Records from a data collection:
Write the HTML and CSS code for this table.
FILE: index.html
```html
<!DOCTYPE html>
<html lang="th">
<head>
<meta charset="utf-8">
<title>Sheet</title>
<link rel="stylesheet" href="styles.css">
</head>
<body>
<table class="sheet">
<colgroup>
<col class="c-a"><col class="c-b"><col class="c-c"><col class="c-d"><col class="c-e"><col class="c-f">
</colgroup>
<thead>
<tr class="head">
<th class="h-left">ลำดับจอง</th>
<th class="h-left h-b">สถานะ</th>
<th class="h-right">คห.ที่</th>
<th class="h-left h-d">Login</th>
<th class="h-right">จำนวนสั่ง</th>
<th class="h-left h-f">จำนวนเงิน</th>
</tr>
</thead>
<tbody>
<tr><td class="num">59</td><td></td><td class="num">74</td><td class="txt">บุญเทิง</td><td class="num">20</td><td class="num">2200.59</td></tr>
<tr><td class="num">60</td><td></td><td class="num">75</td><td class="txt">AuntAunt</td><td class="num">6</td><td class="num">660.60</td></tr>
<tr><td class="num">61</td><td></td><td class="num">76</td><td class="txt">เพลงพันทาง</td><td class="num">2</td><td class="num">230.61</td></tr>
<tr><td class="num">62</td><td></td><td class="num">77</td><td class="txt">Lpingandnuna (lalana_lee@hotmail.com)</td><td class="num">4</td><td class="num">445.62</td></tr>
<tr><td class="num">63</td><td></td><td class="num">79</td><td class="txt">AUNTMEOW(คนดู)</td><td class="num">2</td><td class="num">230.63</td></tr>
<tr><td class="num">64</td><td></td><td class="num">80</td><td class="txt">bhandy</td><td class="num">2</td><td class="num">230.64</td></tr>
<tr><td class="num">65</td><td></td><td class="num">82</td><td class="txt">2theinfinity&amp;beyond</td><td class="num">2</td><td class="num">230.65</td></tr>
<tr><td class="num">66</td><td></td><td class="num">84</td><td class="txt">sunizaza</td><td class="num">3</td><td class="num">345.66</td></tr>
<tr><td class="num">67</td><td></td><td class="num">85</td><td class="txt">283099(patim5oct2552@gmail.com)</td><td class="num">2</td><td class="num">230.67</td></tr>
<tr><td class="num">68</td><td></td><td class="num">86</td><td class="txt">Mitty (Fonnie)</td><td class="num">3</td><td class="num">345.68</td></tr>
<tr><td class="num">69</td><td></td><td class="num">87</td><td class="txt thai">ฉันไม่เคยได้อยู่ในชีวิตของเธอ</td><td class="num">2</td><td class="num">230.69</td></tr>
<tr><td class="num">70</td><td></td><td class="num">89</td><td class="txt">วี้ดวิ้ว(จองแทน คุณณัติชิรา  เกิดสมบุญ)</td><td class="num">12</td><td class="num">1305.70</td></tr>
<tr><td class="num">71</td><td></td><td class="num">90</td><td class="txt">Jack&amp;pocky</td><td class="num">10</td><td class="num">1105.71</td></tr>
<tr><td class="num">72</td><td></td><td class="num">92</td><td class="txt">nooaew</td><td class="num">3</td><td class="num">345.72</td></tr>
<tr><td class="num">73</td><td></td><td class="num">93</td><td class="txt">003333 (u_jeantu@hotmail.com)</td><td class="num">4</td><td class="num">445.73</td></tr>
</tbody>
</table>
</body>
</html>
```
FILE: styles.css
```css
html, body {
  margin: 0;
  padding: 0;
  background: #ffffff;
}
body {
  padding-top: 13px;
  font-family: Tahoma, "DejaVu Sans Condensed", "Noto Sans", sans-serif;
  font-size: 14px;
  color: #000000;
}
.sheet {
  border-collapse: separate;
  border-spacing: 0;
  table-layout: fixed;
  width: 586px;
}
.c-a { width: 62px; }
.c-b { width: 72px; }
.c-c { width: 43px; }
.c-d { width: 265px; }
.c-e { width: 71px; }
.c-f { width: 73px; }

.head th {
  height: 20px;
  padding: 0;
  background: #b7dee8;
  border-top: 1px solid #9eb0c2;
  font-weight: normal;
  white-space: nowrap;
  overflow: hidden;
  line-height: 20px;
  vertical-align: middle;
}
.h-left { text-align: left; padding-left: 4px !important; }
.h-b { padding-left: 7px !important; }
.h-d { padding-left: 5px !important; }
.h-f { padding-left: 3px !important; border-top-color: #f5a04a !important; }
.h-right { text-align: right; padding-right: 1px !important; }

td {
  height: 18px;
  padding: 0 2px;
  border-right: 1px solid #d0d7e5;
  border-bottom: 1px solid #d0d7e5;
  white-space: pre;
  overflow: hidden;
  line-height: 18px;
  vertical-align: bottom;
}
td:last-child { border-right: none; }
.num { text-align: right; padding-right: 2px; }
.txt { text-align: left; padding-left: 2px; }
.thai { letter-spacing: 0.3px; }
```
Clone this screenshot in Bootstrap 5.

STATED GOAL. Gather each line from the listing above that holds "table".

THE SOLUTION.
Write the HTML and CSS code for this table.
<table class="sheet">
</table>
  table-layout: fixed;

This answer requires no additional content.